Dublin, Friday, 10th January, 2014: The President of The Royal Institute of the Architects of Ireland has welcomed Minister Richard Bruton’s commitment to improve Ireland’s world rankings as a place in which to do business following the publication of the World Bank Doing Business 2014 Report which highlighted Ireland’s low rankings in respect of construction permits, contract enforcement and property registration. Ireland’s rating of 115th out of 189 countries for dealing with construction permits is by far Ireland’s worst in the Doing Business report, and significantly worsens Ireland’s overall ranking.
Commenting on the World Bank report, Robin Mandal, who has just assumed office as RIAI President said: “Ireland needs a construction permits system that balances the need for rigour with avoiding unnecessary delays that can lead to price increases for consumers and a delay in a much needed recovery in employment in the building sector.” Mr. Mandal added: “Ireland needs an additional 130,000 homes to come on stream in the short term to satisfy current housing needs and there is significant pent up demand in the market given the lack of transactions in the past six years. If we do not address the lack of efficiencies in planning and permits systems consumers will suffer with a more volatile property market, job creation will be stifled and tax revenues will suffer. These reports influence FDI decision makers in boardrooms across the world so could also impact on potential investment from overseas. This report and another World Bank Report Good Practices for Construction Regulation and Enforcement Reform will inform RIAI policy.”
“This poor rating mirrors RIAI concern about adequacy of the national building control system even after implementation of the Building Control (Amendment) Regulations 2013 (BCARs). Much work remains to be done so that the system will address both concerns of complexity, delay and cost of construction permits seen in the World Bank report, and also the urgent need to protect consumers from building control and construction failures.”
Mr Mandal noted that the World Bank says Ireland, with its overall world ranking of 15th, is a generally good place in which to do business. But the Bank’s concerns about construction, property and enforcing contracts echo the concerns of architects about strengthening and supplementing the BCARs in the coherent chain sought by Minister Bruton. “Progress is being made by the public and private stakeholders on several aspects of building control, which will leave us ready to meet some challenges by the March deadline for implementation, but not for others. One immediate concern will be to expedite projects on site efficiently and cost effectively after implementation of the BCARs to avoid cost overruns arising from the additional regulatory requirements, especially on public works projects,” Mr Mandal said.
“It is therefore good to see Minister Bruton proposing that his initiative with the Taoiseach will begin by identifying weaknesses, so as to develop a concerted approach across Government Departments”, Mr Mandal said. “As well as dealing with short-term problems, this could begin a more strategic move to rationalise gaps and overlaps which exist under laws and procedures relating to building control, planning, health & safety, and so on.”
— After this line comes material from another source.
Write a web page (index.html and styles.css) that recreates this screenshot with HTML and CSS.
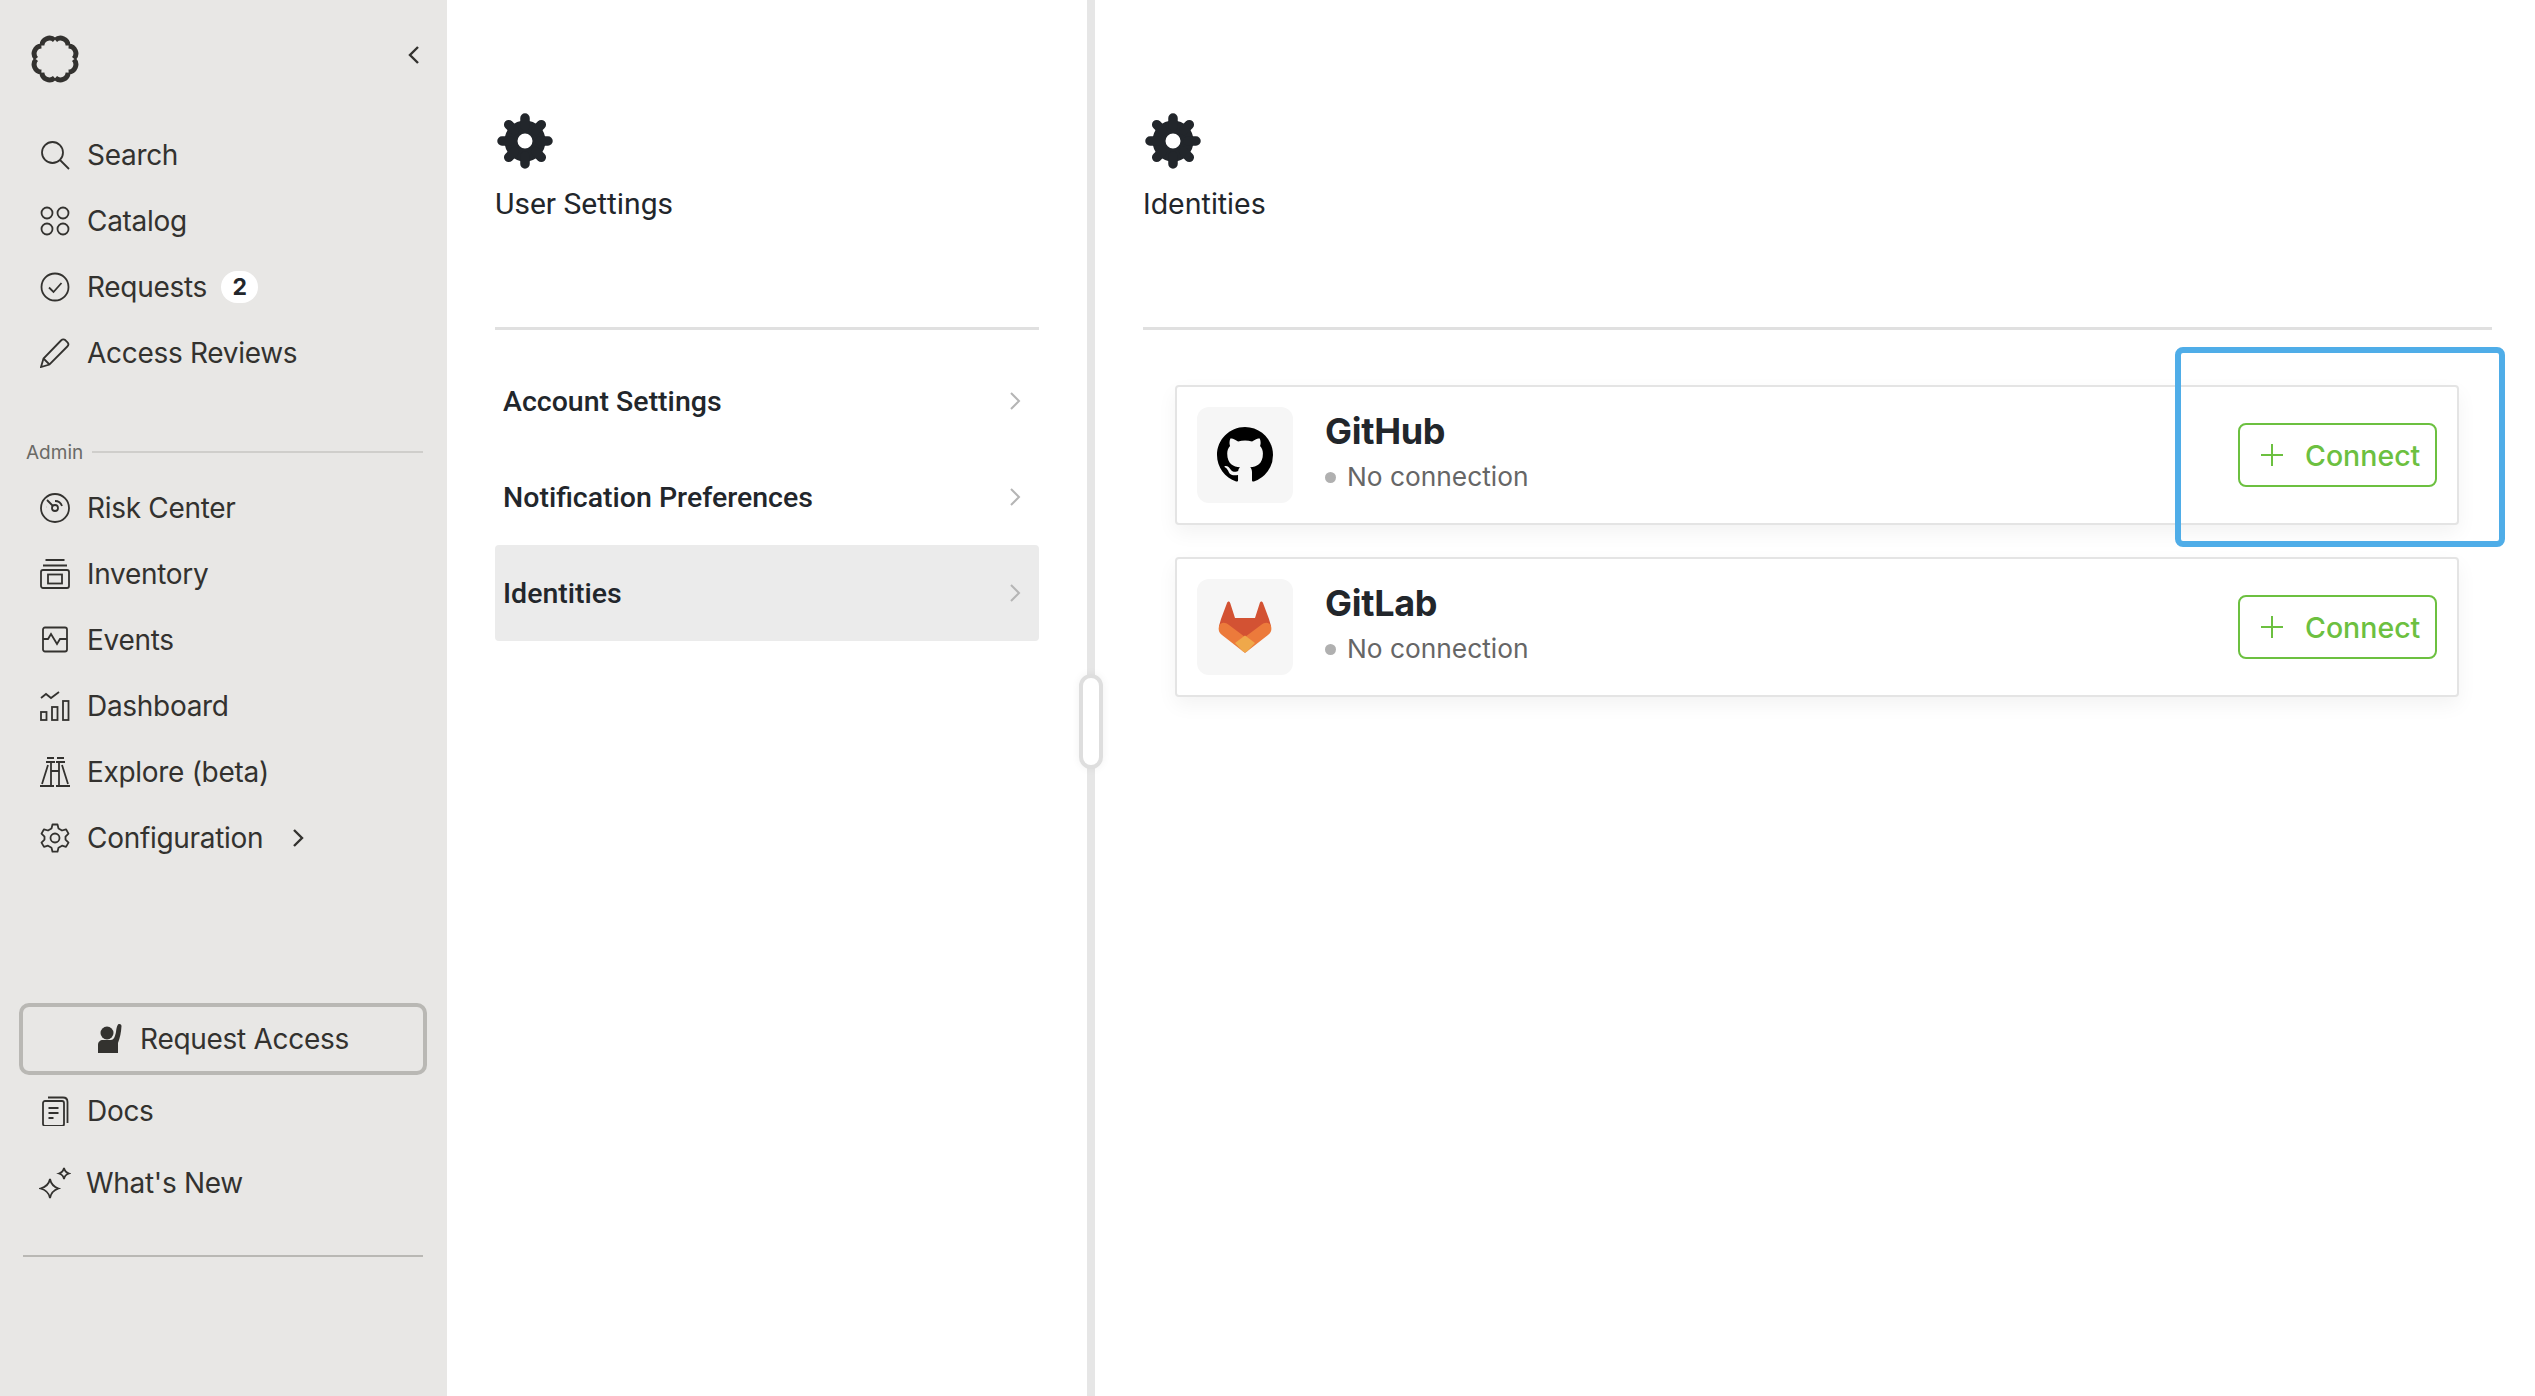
FILE: index.html
```html
<!DOCTYPE html>
<html lang="en">
<head>
    <meta charset="UTF-8">
    <title>Identities</title>
    <link rel="stylesheet" href="styles.css">
</head>
<body>

<svg class="defs" width="0" height="0">
    <symbol id="gear" viewBox="0 0 56 56">
        <circle cx="28" cy="28" r="14" fill="none" stroke="#22262b" stroke-width="13"/>
        <g stroke="#22262b" stroke-width="9.500" stroke-linecap="round">
            <path d="M28 5v8M28 51v-8M5 28h8M51 28h-8M11.700 11.700l5.700 5.700M44.300 44.300l-5.700-5.700M11.700 44.300l5.700-5.700M44.300 11.700l-5.700 5.700"/>
        </g>
    </symbol>
</svg>

<div class="app">

    <!-- Sidebar -->
    <aside class="sidebar">
        <div class="brand">
            <svg class="logo" viewBox="0 0 50 50" fill="none" stroke="#33322f" stroke-width="5">
                <path pathLength="8" stroke-dasharray="0.94 0.06" stroke-dashoffset="-0.03" d="M25 6.500A7.600 7.600 0 0 1 38.100 11.900A7.600 7.600 0 0 1 43.500 25A7.600 7.600 0 0 1 38.100 38.100A7.600 7.600 0 0 1 25 43.500A7.600 7.600 0 0 1 11.900 38.100A7.600 7.600 0 0 1 6.500 25A7.600 7.600 0 0 1 11.900 11.900A7.600 7.600 0 0 1 25 6.500z"/>
            </svg>
            <svg class="collapse" viewBox="0 0 12 20" fill="none" stroke="#33322f" stroke-width="2.400"><path d="M10 2L2 10l8 8"/></svg>
        </div>

        <nav class="nav nav-top">
            <a class="nav-item">
                <svg class="nav-icon" viewBox="0 0 30 30"><circle cx="12.500" cy="12.500" r="10.500"/><path d="M20 20l9 9"/></svg>
                <span>Search</span>
            </a>
            <a class="nav-item">
                <svg class="nav-icon" viewBox="0 0 30 30"><circle cx="7" cy="7" r="5.500"/><circle cx="23" cy="7" r="5.500"/><circle cx="7" cy="23" r="5.500"/><circle cx="23" cy="23" r="5.500"/></svg>
                <span>Catalog</span>
            </a>
            <a class="nav-item">
                <svg class="nav-icon" viewBox="0 0 30 30"><circle cx="15" cy="15" r="13.500"/><path d="M9 15.500l4.500 4.500 8-9"/></svg>
                <span>Requests</span>
                <b class="badge">2</b>
            </a>
            <a class="nav-item">
                <svg class="nav-icon" viewBox="0 0 30 30"><path d="M1 29l2.500-8.500L21 2.500c1.500-1.500 3-1.500 4.500-.2l2 2c1.300 1.400 1 3-.2 4.200L9.500 26.500z"/><path d="M3.500 20.500l6 6"/></svg>
                <span>Access Reviews</span>
            </a>
        </nav>

        <div class="section-label">
            <span>Admin</span>
            <i class="section-rule"></i>
        </div>

        <nav class="nav">
            <a class="nav-item">
                <svg class="nav-icon" viewBox="0 0 30 30"><circle cx="15" cy="15" r="14"/><circle cx="15" cy="15" r="3"/><path d="M7 7l6 6M15 8c3 0 6 2 7 5M6 14h.1"/></svg>
                <span>Risk Center</span>
            </a>
            <a class="nav-item">
                <svg class="nav-icon" viewBox="0 0 30 30"><path d="M5.500 1h19M3 6.500h24"/><rect x="1" y="11" width="28" height="18" rx="2"/><rect x="8" y="15.500" width="14" height="9"/></svg>
                <span>Inventory</span>
            </a>
            <a class="nav-item">
                <svg class="nav-icon" viewBox="0 0 30 30"><rect x="3" y="2.500" width="24" height="24" rx="2"/><path d="M3 14h5l3-5 6 10 3-5h7"/></svg>
                <span>Events</span>
            </a>
            <a class="nav-item">
                <svg class="nav-icon" viewBox="0 0 30 30"><path d="M1 7l5-4 5 4 8-6"/><rect x="1" y="21" width="5.500" height="8"/><rect x="12" y="16" width="5.500" height="13"/><rect x="23" y="10" width="5.500" height="19"/></svg>
                <span>Dashboard</span>
            </a>
            <a class="nav-item">
                <svg class="nav-icon" viewBox="0 0 30 30"><path d="M7 1h7M17 1h7M6 5h9M16 5h9M0 29h14M16 29h14M2 27L8 8M28 27L22 8M11 5v23M19 5v23M11 14h8"/></svg>
                <span>Explore (beta)</span>
            </a>
            <a class="nav-item">
                <svg class="nav-icon" viewBox="0 0 30 30"><circle cx="15" cy="15" r="4.500"/><path d="M12.500 1.500h5l1 4 3.500 2 4-1.200 2.500 4.300-3 3v3l3 3-2.500 4.300-4-1.200-3.500 2-1 4h-5l-1-4-3.500-2-4 1.200L1.500 19.600l3-3v-3l-3-3L4 6.300l4 1.200 3.500-2z" stroke-linejoin="round"/></svg>
                <span>Configuration</span>
                <svg class="nav-caret" viewBox="0 0 12 20" fill="none"><path d="M2 2l8 8-8 8"/></svg>
            </a>
        </nav>

        <button class="request-btn">
            <svg class="request-icon" viewBox="0 0 26 30" fill="#33322f"><circle cx="10" cy="9" r="6.500"/><path d="M19 8c.3-3 .8-6 2-7.500 1.500-1 3.500-.2 3.500 1.500-.3 6-1.500 12-3.500 17v10H1V21c0-3 2-5 5-5h8c2.500 0 4-3 5-8z"/></svg>
            Request Access
        </button>

        <nav class="nav">
            <a class="nav-item nav-item-tall">
                <svg class="nav-icon" viewBox="0 0 30 30"><rect x="3" y="5" width="21" height="25" rx="2"/><path d="M8 1.500h15c3 0 4.500 1.500 4.500 4.500v21M8.500 12h10M8.500 17h10M8.500 22h5"/></svg>
                <span>Docs</span>
            </a>
            <a class="nav-item nav-item-tall nav-item-new">
                <svg class="nav-icon" viewBox="0 0 32 32"><path d="M11 12c1 5 4 8 8.500 9.500-4.500 1.500-7.500 4-8.500 9.500-1-5.500-4-8-9.500-9.500C7 20 10 17 11 12zM25 1c.5 3 2 4.500 5 5.500-3 1-4.500 2.500-5 5.500-.5-3-2-4.500-5-5.500 3-1 4.500-2.500 5-5.500z"/></svg>
                <span>What's New</span>
            </a>
        </nav>

        <hr class="sidebar-rule">
    </aside>

    <!-- Settings menu -->
    <section class="panel panel-menu">
        <svg class="gear"><use href="#gear"/></svg>
        <h2 class="panel-title">User Settings</h2>
        <hr class="panel-rule">
        <ul class="menu">
            <li class="menu-item">Account Settings <svg class="menu-caret" viewBox="0 0 12 20"><path d="M2 2l8 8-8 8"/></svg></li>
            <li class="menu-item">Notification Preferences <svg class="menu-caret" viewBox="0 0 12 20"><path d="M2 2l8 8-8 8"/></svg></li>
            <li class="menu-item active">Identities <svg class="menu-caret" viewBox="0 0 12 20"><path d="M2 2l8 8-8 8"/></svg></li>
        </ul>
    </section>

    <div class="splitter"><div class="splitter-handle"></div></div>

    <!-- Identities -->
    <section class="panel panel-main">
        <svg class="gear"><use href="#gear"/></svg>
        <h2 class="panel-title panel-title-main">Identities</h2>
        <hr class="panel-rule">

        <div class="cards">
            <div class="card">
                <div class="card-logo">
                    <svg viewBox="0 0 16 16" width="56" height="56" fill="#000"><path d="M8 0C3.580 0 0 3.580 0 8c0 3.540 2.290 6.530 5.470 7.590.4.070.55-.17.55-.38 0-.19-.01-.82-.01-1.490-2.010.37-2.530-.49-2.690-.94-.09-.23-.48-.94-.82-1.130-.28-.15-.68-.52-.01-.53.630-.01 1.080.58 1.230.82.720 1.210 1.870.87 2.330.66.070-.52.280-.87.510-1.070-1.780-.2-3.640-.89-3.640-3.950 0-.87.310-1.590.820-2.150-.08-.2-.36-1.020.08-2.120 0 0 .67-.21 2.200.82.640-.18 1.320-.27 2-.27.680 0 1.360.09 2 .27 1.530-1.040 2.200-.82 2.200-.82.440 1.100.160 1.920.08 2.120.510.560.820 1.270.820 2.150 0 3.070-1.870 3.750-3.650 3.950.290.250.540.730.540 1.480 0 1.070-.01 1.930-.01 2.200 0 .210.150.460.550.380A8.010 8.010 0 0 0 16 8c0-4.420-3.580-8-8-8z"/></svg>
                </div>
                <div class="card-text">
                    <div class="card-name">GitHub</div>
                    <div class="card-status"><i class="status-dot"></i>No connection</div>
                </div>
                <button class="connect-btn"><svg class="connect-plus" viewBox="0 0 22 22"><path d="M11 0v22M0 11h22"/></svg>Connect</button>
            </div>
            <div class="card">
                <div class="card-logo">
                    <svg viewBox="0 0 54 52" width="54" height="52">
                        <path fill="#d35233" d="M9 2c.8-2 2.500-2 3.200 0L17 17h20l4.800-15c.7-2 2.400-2 3.200 0l6 16 2 7L27 46 1 25l2-7z"/>
                        <path fill="#ec7a3b" d="M1 25c-1 4 0 7 3 9l23 18V36L11 24C7 21 3 21 1 25zM53 25c1 4 0 7-3 9L27 52V36l16-12c4-3 8-3 10 1z"/>
                        <path fill="#efa84a" d="M17 42l10-7.500L37 42l-8 8.500c-1.200 1-2.800 1-4 0z"/>
                    </svg>
                </div>
                <div class="card-text">
                    <div class="card-name">GitLab</div>
                    <div class="card-status"><i class="status-dot"></i>No connection</div>
                </div>
                <button class="connect-btn"><svg class="connect-plus" viewBox="0 0 22 22"><path d="M11 0v22M0 11h22"/></svg>Connect</button>
            </div>
        </div>

        <div class="highlight"></div>
    </section>
</div>

</body>
</html>
```

FILE: styles.css
```css
* {
    box-sizing: border-box;
}
html, body {
    height: 100%;
}
body {
    margin: 0;
    background: #fff;
    font-family: "Inter", "Liberation Sans", sans-serif;
    color: #33322f;
    overflow: hidden;
}
.defs {
    position: absolute;
}
.app {
    display: flex;
    height: 1396px;
}

/* sidebar */
.sidebar {
    width: 447px;
    flex: none;
    background: #e8e7e5;
    padding: 0 24px 0 20px;
}
.brand {
    display: flex;
    align-items: center;
    justify-content: space-between;
    padding: 34px 3px 0 10px;
    height: 84px;
}
.logo {
    width: 50px;
    height: 50px;
}
.collapse {
    width: 12px;
    height: 20px;
    margin-top: -8px;
}
.nav {
    display: flex;
    flex-direction: column;
    padding-left: 20px;
}
.nav-top {
    padding-top: 38px;
}
.nav-item {
    display: flex;
    align-items: center;
    height: 66px;
    font-size: 28px;
    letter-spacing: -0.3px;
    color: #33322f;
}
.nav-icon {
    width: 30px;
    height: 30px;
    margin-right: 17px;
    flex: none;
    fill: none;
    stroke: #33322f;
    stroke-width: 1.8;
}
.badge {
    margin-left: 14px;
    width: 37px;
    height: 32px;
    border-radius: 16px;
    background: #fff;
    font-size: 23px;
    font-weight: 700;
    line-height: 32px;
    text-align: center;
    color: #22262b;
}
.nav-caret {
    width: 12px;
    height: 20px;
    margin-left: 29px;
    stroke: #33322f;
    stroke-width: 2.400;
}
.section-label {
    display: flex;
    align-items: center;
    margin: 56px 0 13px 6px;
    height: 20px;
    font-size: 19px;
    color: #6b6a66;
}
.section-rule {
    flex: 1;
    height: 2px;
    margin-left: 9px;
    background: #cfcecb;
}
.request-btn {
    display: flex;
    align-items: center;
    justify-content: center;
    width: 408px;
    height: 72px;
    margin: 132px 0 0 -1px;
    border: 4px solid #b9b8b4;
    border-radius: 10px;
    background: transparent;
    font-family: inherit;
    font-size: 28px;
    letter-spacing: -0.3px;
    color: #33322f;
}
.request-icon {
    width: 26px;
    height: 30px;
    margin-right: 17px;
}
.nav-item-tall {
    height: 72px;
}
.nav-item-new .nav-icon {
    width: 32px;
    height: 32px;
    margin: 0 15px 0 -1px;
}
.sidebar-rule {
    margin: 36px 0 0 3px;
    border: 0;
    height: 2px;
    background: #b9b8b4;
}

/* panels */
.panel {
    position: relative;
    padding-top: 113px;
}
.panel-menu {
    width: 640px;
    flex: none;
    padding-left: 48px;
    padding-right: 48px;
}
.panel-main {
    flex: 1;
    padding-left: 48px;
    padding-right: 43px;
}
.gear {
    display: block;
    width: 56px;
    height: 56px;
    margin-left: 2px;
}
.panel-title {
    margin: 15px 0 0;
    font-size: 30px;
    line-height: 40px;
    font-weight: 400;
    font-family: "Roboto", sans-serif;
    color: #22262b;
}
.panel-title-main {
    font-family: "Inter", sans-serif;
    font-size: 28.500px;
}
.panel-rule {
    margin: 103px 0 0;
    border: 0;
    height: 3px;
    background: #e0e0e0;
}
.splitter {
    width: 8px;
    flex: none;
    background: #e6e6e6;
    display: flex;
    align-items: center;
    justify-content: center;
    padding-top: 46px;
}
.splitter-handle {
    width: 24px;
    height: 95px;
    flex: none;
    background: #fff;
    border: 4px solid #dedede;
    border-radius: 12px;
    box-shadow: 0 0 8px rgba(0, 0, 0, 0.06);
}

/* settings menu */
.menu {
    list-style: none;
    margin: 23px 0 0;
    padding: 0;
}
.menu-item {
    display: flex;
    align-items: center;
    justify-content: space-between;
    height: 96px;
    padding: 0 18px 0 8px;
    font-family: "Roboto", sans-serif;
    font-size: 28.500px;
    font-weight: 500;
    color: #22262b;
    border-radius: 4px;
}
.menu-item.active {
    background: #ebebeb;
}
.menu-caret {
    width: 12px;
    height: 20px;
    fill: none;
    stroke: #b5b5b5;
    stroke-width: 2;
}

/* identity cards */
.cards {
    padding: 55px 33px 0 32px;
    display: flex;
    flex-direction: column;
    gap: 32px;
}
.card {
    display: flex;
    align-items: center;
    height: 140px;
    padding: 0 20px;
    background: #fff;
    border: 2px solid #e4e4e4;
    border-radius: 4px;
    box-shadow: 0 8px 20px rgba(0, 0, 0, 0.05);
}
.card-logo {
    width: 96px;
    height: 96px;
    flex: none;
    display: flex;
    align-items: center;
    justify-content: center;
    background: #f6f6f6;
    border-radius: 12px;
}
.card-text {
    flex: 1;
    margin-left: 32px;
    padding-bottom: 6px;
}
.card-name {
    font-size: 36px;
    line-height: 42px;
    font-weight: 700;
    letter-spacing: -0.3px;
    color: #22262b;
}
.card-status {
    display: flex;
    align-items: center;
    margin-top: 8px;
    font-size: 26.300px;
    line-height: 34px;
    color: #666;
}
.status-dot {
    width: 11px;
    height: 11px;
    margin-right: 11px;
    border-radius: 50%;
    background: #b0b0b0;
}
.connect-btn {
    display: flex;
    align-items: center;
    width: 199px;
    height: 64px;
    padding: 0 14px 0 21px;
    background: #fff;
    border: 2px solid #6cc040;
    border-radius: 8px;
    font-family: inherit;
    font-size: 28.500px;
    font-weight: 500;
    color: #6cc040;
}
.connect-plus {
    width: 22px;
    height: 22px;
    margin-right: 22px;
    flex: none;
    fill: none;
    stroke: #6cc040;
    stroke-width: 2;
}

/* blue callout round the first connect button */
.highlight {
    position: absolute;
    left: 1080px;
    top: 347px;
    width: 330px;
    height: 200px;
    border: 6px solid #4fade8;
    border-radius: 8px;
}
```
Mr Mandal noted that the RIAI – as well as working with the Department of Environment on implementing BCARs – is already working on implementation of the Construction Contracts Act with the Department of Public Enterprise and Reform, along with other building professions and with the Chartered Institute of Arbitrators, to deal with payment disputes under RIAI and Public Works forms of building contract. “These working relationships should improve our rankings in contract enforcement, another area in which we rank poorly. The RIAI is looking forward to working with Government and other stakeholders to achieve a concerted approach and offers its assistance to deal as Minister Bruton proposes with issues affecting business.”